Scribbles, &c.

June Update

I just finished Paul Elie’s The Life You Save May Be Your Own, which traces the respective biographies of Flannery O’Connor, Thomas Merton, Dorothy Day, and Walker Percy into a beautiful and engaging story of a particular moment in American Catholicism. Merton and Day’s stories I already knew, having read The Seven Storey Mountain and The Long Loneliness some time ago. O’Connor I knew from studying Southern Lit in college and working my way through her complete short stories, collected letters (Habit of Being, published posthumously), and Wise Blood. Percy I knew only sort of obliquely. I read The Thanatos Symdrome in high school or maybe college, intrigued by the general plot but missing buy a country mile any sort of religious threads.
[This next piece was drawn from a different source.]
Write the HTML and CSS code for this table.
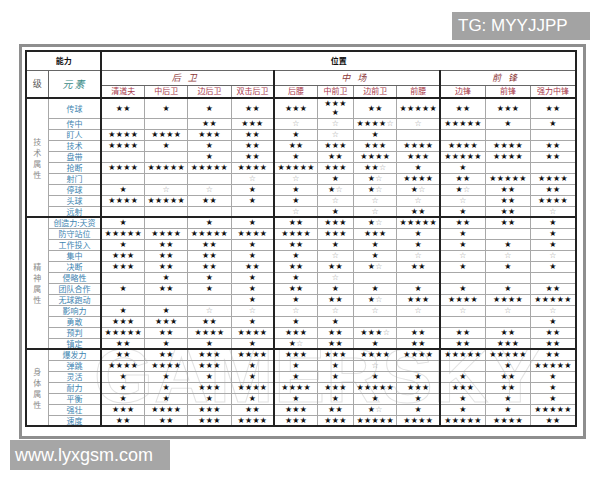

I should probably
add it to the on-deck list along with Love In The Ruins.

As it is, I’ve got The Violent Bear It Away and the selected writings of St. Bernard of Clairvaux on the way. Also a guide on identifying wild edible plants, which has become sort of interest of mine recently. Off the top of my head, I can think of the following things growing in and around our yard which are said to be edible if not actually tasty: prickly pear cactus, red mulberry, blackberries, American persimmons (male trees which will not fruit), Passionflower vines, elderberries, and (if you can get them before every bird) black cherries. There’s plenty of wood sorrel and I’d wager purslane somewhere if I knew what it looked like.

I woke up with some terrible stomach cramps today. They seem to be on the way out, but it’s telling that in trying to figure out their cause, my wife looked at me archly and asked whether or not I had eaten anything I’d had found in the yard. The answer was no, if you were wondering.

So - we’ve had a fair amount of rain lately and the gardens are growing like crazy. The peppers look very promising and, mirabilis dictu, we’re keeping up with the zucchini production. I’ve been meaning to get some pumpkin hills planted so that we might have pumpkins by October. Maybe over the holiday weekend. As it is, we’ll be well-supplied with weird gourds. Several from last year were thrown into the compost heap and they’ve grown like Audrey III. I don’t think we can eat them or do anything but look at them, but they’re growing so well I don’t have the heart to pull them up.

RCIA-wise, I have taken over the neophyte year meetings, which we’ve been doing over Zoom. We do them monthly; the next session is coming up and I need to start preparing for a discussion on prayer.